Sudbury firm developing at-home testing attracts $3.8 million in funding
September 1, 2022
Verv Technologies, a Sudbury, Ont., healthtech startup, has secured $3.8 million in seed funding from UK-based Randox Laboratories to advance the development of its home blood testing kit.
The system uses a drop of blood from a finger prick, a disposable test cartridge and a Bluetooth-enabled Vi analyzer to transmit test results to a smartphone app in 15 minutes.
“We are currently able to test for cholesterol and we’re working with Toronto Metropolitan University (formerly Ryerson) on a test for Vitamin D,” said Verv Technologies’ founder and president Jeff Sutton. “We’re now moving into developing more tests. For example, we envision doing hormones and C-reactive proteins (indicative of acute inflammation).”
The company operates a lab at the state-of-the-art Health Sciences North Research Facility in Sudbury and has 12 employees, including biochemists and biomedical engineers.
The accuracy of the tests for cholesterol have been found to be “as good as or better than results from point-of-care devices on the market,” said Sutton.
Verv’s blood analysis system separates the plasma from whole blood, calibrates the sample and uses digital microfluidics, electrochemistry technologies and freeze-dried reagents to process the sample and produce the test results.
Sutton, who has a background in applied physics and information technology, served as director of IT at both Laurentian University and Sudbury Regional Hospital (now Health Sciences North) prior to founding Verv Technologies in 2012.
“We soon ran into the problem that most people who think of doing microfluidic tests in the home run into, which is that there’s no easy way of separating plasma from whole blood,” said Sutton. “In central labs, centrifuges do it, but you can’t put a centrifuge in someone’s home.”
Sutton came up with a solution in 2019 and has patents pending in Canada, the U.S., Europe, India and China. “It gives us a unique way to separate plasma in a passive system that then allows us to do all sorts of tests.”
Verv Technologies is initially targeting health-conscious consumers who want to maintain and manage their health – “the same consumers who buy Fitbits and Apple cardio watches,” said Sutton. “We think the consumer market in the U.S. is enormous and our investors see that, too.” Using the Verv smartphone app, consumers will be able to track their results over time.
Sutton sees Verv Technologies’ main competition as dried blood spot testing by companies like Everlywell that require consumers to send their samples through the mail and wait one or two weeks for the results.
While its immediate target is home use, “eventually, we have no doubt that we’ll also end up serving the point-of-care market,” said Sutton. “In fact, we’re already working with McMaster University in Hamilton to put a PSA test they developed on our device.

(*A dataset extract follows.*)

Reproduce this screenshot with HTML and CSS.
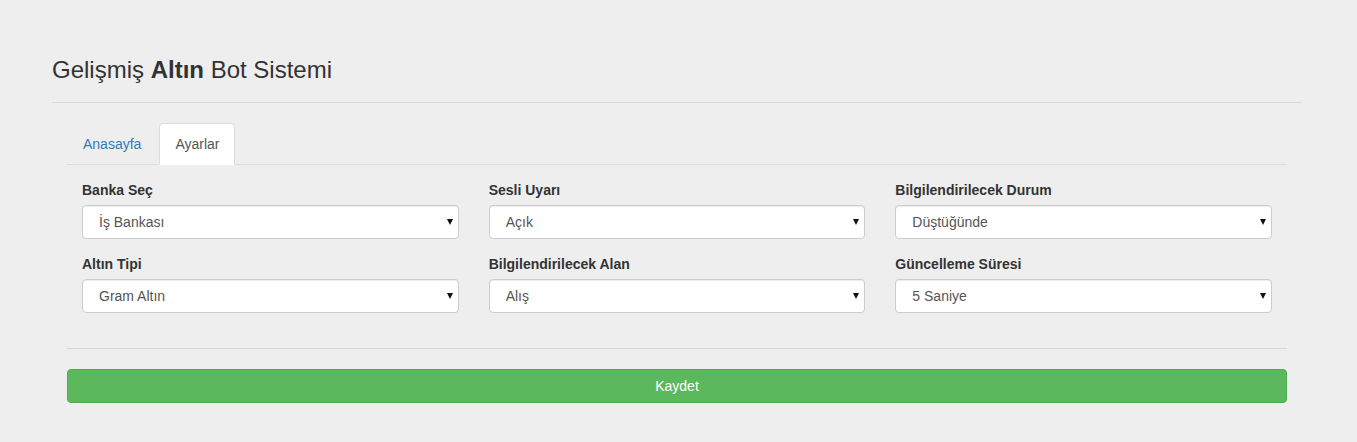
FILE: index.html
```html
<!DOCTYPE html>
<html lang="tr">
<head>
<meta charset="utf-8">
<title>Gelişmiş Altın Bot Sistemi</title>
<link rel="stylesheet" href="styles.css">
</head>
<body>
<div class="wrapper">
  <div class="page-header">
    <h3 class="title">Gelişmiş <strong>Altın</strong> Bot Sistemi</h3>
  </div>
  <div class="panel">
    <ul class="tabs">
      <li class="tab"><a href="#">Anasayfa</a></li>
      <li class="tab active"><a href="#">Ayarlar</a></li>
    </ul>
    <div class="tab-content">
      <div class="grid">
        <div class="field">
          <label class="label">Banka Seç</label>
          <div class="select-wrap"><select class="select"><option>İş Bankası</option></select></div>
        </div>
        <div class="field">
          <label class="label">Sesli Uyarı</label>
          <div class="select-wrap"><select class="select"><option>Açık</option></select></div>
        </div>
        <div class="field">
          <label class="label">Bilgilendirilecek Durum</label>
          <div class="select-wrap"><select class="select"><option>Düştüğünde</option></select></div>
        </div>
        <div class="field">
          <label class="label">Altın Tipi</label>
          <div class="select-wrap"><select class="select"><option>Gram Altın</option></select></div>
        </div>
        <div class="field">
          <label class="label">Bilgilendirilecek Alan</label>
          <div class="select-wrap"><select class="select"><option>Alış</option></select></div>
        </div>
        <div class="field">
          <label class="label">Güncelleme Süresi</label>
          <div class="select-wrap"><select class="select"><option>5 Saniye</option></select></div>
        </div>
      </div>
      <div class="divider"></div>
      <button class="btn-save" type="button">Kaydet</button>
    </div>
  </div>
</div>
</body>
</html>
```
FILE: styles.css
```css
* { box-sizing: border-box; }
html, body { margin: 0; padding: 0; }
body {
  background: #eeeeee;
  font-family: "Liberation Sans", Arial, Helvetica, sans-serif;
  font-size: 14px;
  line-height: 20px;
  color: #333333;
}
.wrapper {
  width: 1250px;
  margin-left: 52px;
  padding-top: 57px;
}
.page-header {
  padding-bottom: 19px;
  border-bottom: 1px solid #dadada;
}
.title {
  margin: 0;
  font-size: 24px;
  font-weight: 400;
  line-height: 26px;
  color: #333333;
}
.title strong { font-weight: 700; }
.panel {
  padding: 20px 15px 0 15px;
}
.tabs {
  list-style: none;
  margin: 0;
  padding: 0;
  display: flex;
  border-bottom: 1px solid #dddddd;
}
.tab {
  margin-right: 2px;
  margin-bottom: -1px;
}
.tab a {
  display: block;
  padding: 10px 15px;
  line-height: 20px;
  border: 1px solid transparent;
  border-radius: 4px 4px 0 0;
  color: #337ab7;
  text-decoration: none;
}
.tab.active a {
  background: #ffffff;
  color: #555555;
  border-color: #dddddd #dddddd transparent #dddddd;
}
.tab-content {
  padding-top: 15px;
}
.grid {
  display: grid;
  grid-template-columns: repeat(3, 1fr);
  column-gap: 30px;
  row-gap: 15px;
  padding: 0 15px;
}
.label {
  display: block;
  font-weight: 700;
  margin-bottom: 5px;
  color: #333333;
}
.select-wrap {
  position: relative;
}
.select-wrap::after {
  content: "";
  position: absolute;
  right: 6px;
  top: 14px;
  border-left: 3.5px solid transparent;
  border-right: 3.5px solid transparent;
  border-top: 6px solid #111111;
  pointer-events: none;
}
.select {
  -webkit-appearance: none;
  appearance: none;
  display: block;
  width: 100%;
  height: 34px;
  padding: 6px 12px 6px 16px;
  font-family: inherit;
  font-size: 14px;
  color: #555555;
  background: #ffffff;
  border: 1px solid #cccccc;
  border-radius: 4px;
  box-shadow: inset 0 1px 1px rgba(0,0,0,0.075);
}
.divider {
  margin-top: 35px;
  margin-bottom: 20px;
  border-top: 1px solid #d7d7d7;
}
.btn-save {
  display: block;
  width: 100%;
  height: 34px;
  padding: 6px 12px;
  font-family: inherit;
  font-size: 14px;
  color: #ffffff;
  background: #5cb85c;
  border: 1px solid #4cae4c;
  border-radius: 4px;
}
```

We’ll also be able to do urine and saliva with our system, but right now we’re working on blood.”
Sutton acknowledges encountering some skepticism due to the demise of Theranos, the now defunct blood testing company, whose former CEO, Elizabeth Holmes was convicted of criminal fraud, but points to the defunct company’s “$8 to $9 billion valuation” as indicative of the interest in alternatives to conventional blood testing technology.
He cites bottlenecks associated with centralized blood testing for COVID-19 and the resulting reliance on rapid testing kits for home use as additional evidence of the need for alternative blood testing technologies.
Verv Technologies has had previous injections of funding, including $140,000 from the National Research Council of Canada, $500,000 from the Northern Ontario Heritage Fund Corporation and $250,000 from the Sudbury Catalyst Fund, but the $3.8 million from Randox Laboratories is special, noted Sutton.
“It’s our biggest raise to date and it’s from a company in the industry that looked at our technology and really liked it.”
Randox Laboratories is a global leader in in-vitro diagnostics and develops diagnostic solutions for hospitals, clinical, research and molecular labs, food testing, forensic toxicology and veterinary labs in more than 145 countries.
Peter Fitzgerald, founder and managing director of Randox will join the Verv Technologies’ board.
The injection of capital will be used to hire an engineering firm to take the Vi prototype and design a device for the consumer environment. It will also be used to develop more tests and help navigate the regulatory process.